Saturday, September 27, 2014

Summer is NOT OVER

A number of the local media outlets were musing that summer is over now.

That clouds and rain are our destiny.

Don't believe it.

We will start with a perfect weekend.  Yes perfect, with sunny skies and temperatures getting into the lower 70s.  What could be better than that?

Weather will decline on Monday through Wednesday as a trough pushes through the region.  Good for work or school.  But a substantial ridge will develop mid-week and fine...if not warm...weather will end the week and extended into the weekend.  

Let's take a look at the upper level (500 hPa, about 18,000 ft) maps from the European Center for Medium Range Weather Forecasting (ECMWF).  For each panel the left side gives the average of an ensemble of many forecasts.   Averages of many forecasts tend to be more skillful than a single forecast.  The right panel is the forecast from their very high resolution single forecast.  The shading gives you a measure of uncertainty in each (green indicates more certain on the left panel).

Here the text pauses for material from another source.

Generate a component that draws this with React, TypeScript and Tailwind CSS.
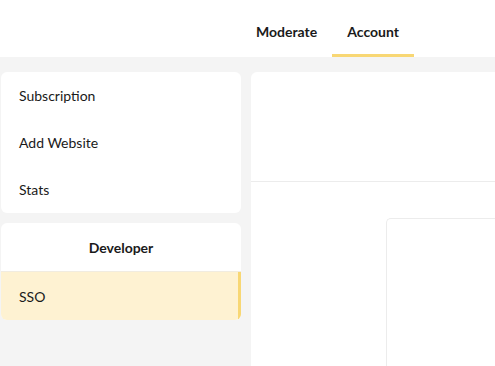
import React from 'react';

const font = { fontFamily: 'Lato, "Open Sans", sans-serif' };

export default function App() {
  return (
    <div className="w-[495px] h-[366px] overflow-hidden bg-[#f4f4f4] text-[#1a1a1a]" style={font}>
      {/* Top nav */}
      <div className="h-[57px] bg-white">
        <div className="flex ml-[241px] h-full">
          <div className="flex flex-col">
            <div className="flex-1 flex items-center pt-[8px] px-[15px] text-[14px] font-bold">Moderate</div>
            <div className="h-[3px]" />
          </div>
          <div className="flex flex-col">
            <div className="flex-1 flex items-center pt-[8px] px-[15px] text-[14px] font-bold">Account</div>
            <div className="h-[3px] bg-[#f8d774]" />
          </div>
        </div>
      </div>

      <div className="flex gap-[10px] pt-[15px] pl-[1px]">
        {/* Sidebar */}
        <div className="w-[240px] flex flex-col gap-[10px] shrink-0">
          <div className="bg-white rounded-[6px]">
            {['Subscription', 'Add Website', 'Stats'].map((label) => (
              <div key={label} className="h-[47px] flex items-center px-[18px] text-[14px]">
                {label}
              </div>
            ))}
          </div>

          <div className="bg-white rounded-[6px] overflow-hidden">
            <div className="h-[49px] flex items-center justify-center text-[14px] font-bold border-b border-[#f1ece0]">
              Developer
            </div>
            <div className="h-[48px] flex items-center px-[18px] text-[14px] bg-[#fef2d2] border-r-[3px] border-[#f8d774]">
              SSO
            </div>
          </div>
        </div>

        {/* Content panel */}
        <div className="flex-1 bg-white rounded-tl-[6px] h-[300px]">
          <div className="h-[110px] border-b border-[#ececec]" />
          <div className="pt-[36px] pl-[135px]">
            <div className="h-[200px] border-l border-t border-[#ececec] rounded-tl-[5px]" />
          </div>
        </div>
      </div>
    </div>
  );
}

For Wednesday at 4 PM the ridge is starting to build in the eastern Pacific.

Further development on Thursday at 4 PM.


By Friday at 4 PM, we are talking about a major ridge over the West Coast and the ensembles have some confidence in this solution!


Saturday at 4 PM:  BIG RIDGE!
Sunday at 4 PM.  More ridging.


The Climate Prediction Center extended (8-14 day) forecasts for October 4-10th is for warmer than normal and drier than normal over us.



We will see sun and temperatures into the 70s later in the week and next weekend.

 And what about the warm "blob" over the eastern Pacific that has contributed to above-normal temperatures over us?

As shown in the figure below, the blob is still there!  I like the blob.

One final thing, although our max temps have been knocked down a bit lately, we have been much warmer at night (perhaps with the help of the blob).  The figure below provides the proof.  Every day of the last two weeks has had a minimum above normal at Seattle-Tacoma Airport.